Because they have static storage class, they will be initialized. If no initializer is specified they will be initialized to 0 or NULL.
In each case, these have an initializer. So what is being initialized? Each variable is some type of a character pointer. So the value being stored in the variable will be an address. The address will be the address of a string of characters. The image on the right shows a data segment with the initialized variables. C does not actually specify where these const char strings need to be located. In GCC, they will be placed in the data segment and the variable will get the address of the string. However, in XC8, they will be placed in the Text segment (in FLASH). In the Arduino (GCC) environment you can force a string into FLASH by adding PROGMEM or using the F (FLASH) macro like this : F("String"). If the string is NOT in flash memory, then CINIT will copy the string from the text segment into the data segment. Then the variables will be initialized with pointers to the strings.
String 1
The declaration for string 1 is simply a char *. This is a pointer to character(s). It is permissible for this pointer to be changed at run-time. i.e. the following is legal:
string1 = string2;
Of course, you will get a warning because string2 is a const char *.
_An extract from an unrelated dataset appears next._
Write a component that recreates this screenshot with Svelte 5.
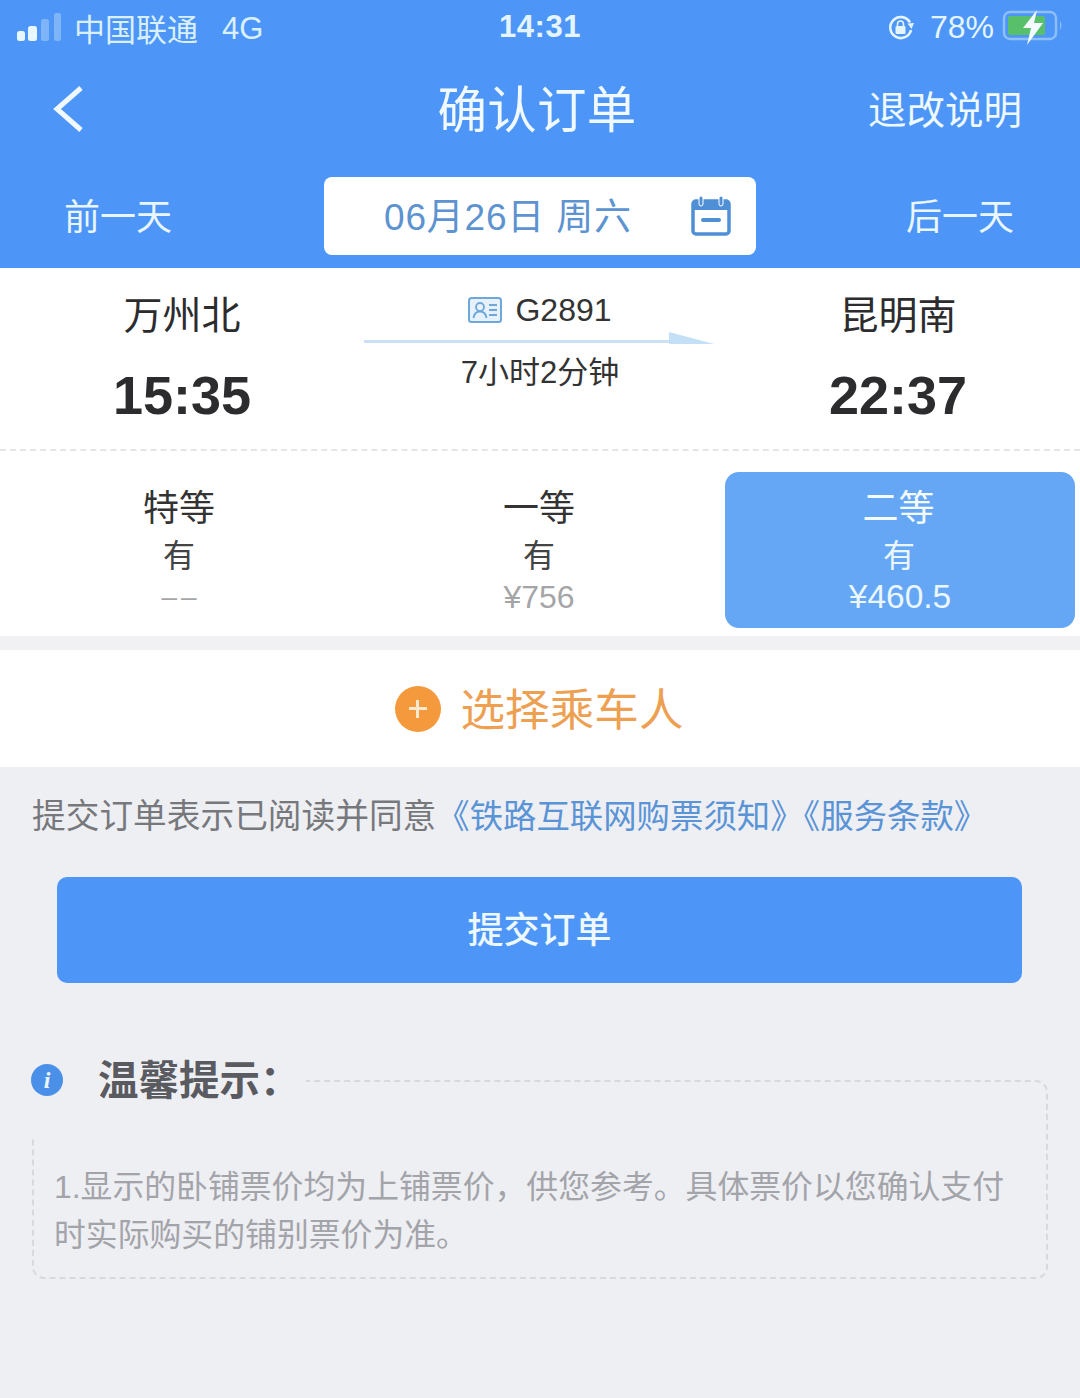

It is also permissible to do this:
string1[3] = 'a';
Which will change the original string into "strang1". However it is NOT permissible to do the following:
string1 = string2;
string1[3] = 'a';
If you DO do this, it is likely to compile but there could be a few problems because string2 is declared as a const string so it must not be modified.
Here is my compiler reluctantly obeying me and then the program crashes on the write. Just imagine that the string is in FLASH so writing is impossible without specific write sequences which the compiler probably does not know.
In some environments you can get away with this. For example, I was using a Cypress WiFi device that loads the entire FLASH into RAM and then executes it. This code will run and it will not crash. Be very careful in such circumstances because in a few years you will be tasked to port the program to something else and life will be made hard because you did not fix the warnings. It turns out that in section 6.7.3 paragraph 5 of the C99 standard the behavior of line 22 is undefined. Your environment can choose to do anything it wants.
String 2 & 3
The declaration for string 2 is a const char * and string 3 is char const *. These are IDENTICAL. This is in section 6.7.3 paragraph 9 "the order of type qualifiers within a list of specifiers or qualifiers does not affect the specified type". So these are pointers to a constant character(s). In a nice compiler, these characters would be stored in FLASH memory and never copied into RAM. That would be most memory efficient. However, GCC will copy these from FLASH into RAM and then use the address of these strings to initialize the variables.
String 4
This declaration is to a const pointer. That is, the pointer value cannot change but the data pointed to by the pointer CAN change.
Note the ERROR on line 22. Line 21 is perfectly fine. The data pointed by the pointer is NOT const so it is allowed to change.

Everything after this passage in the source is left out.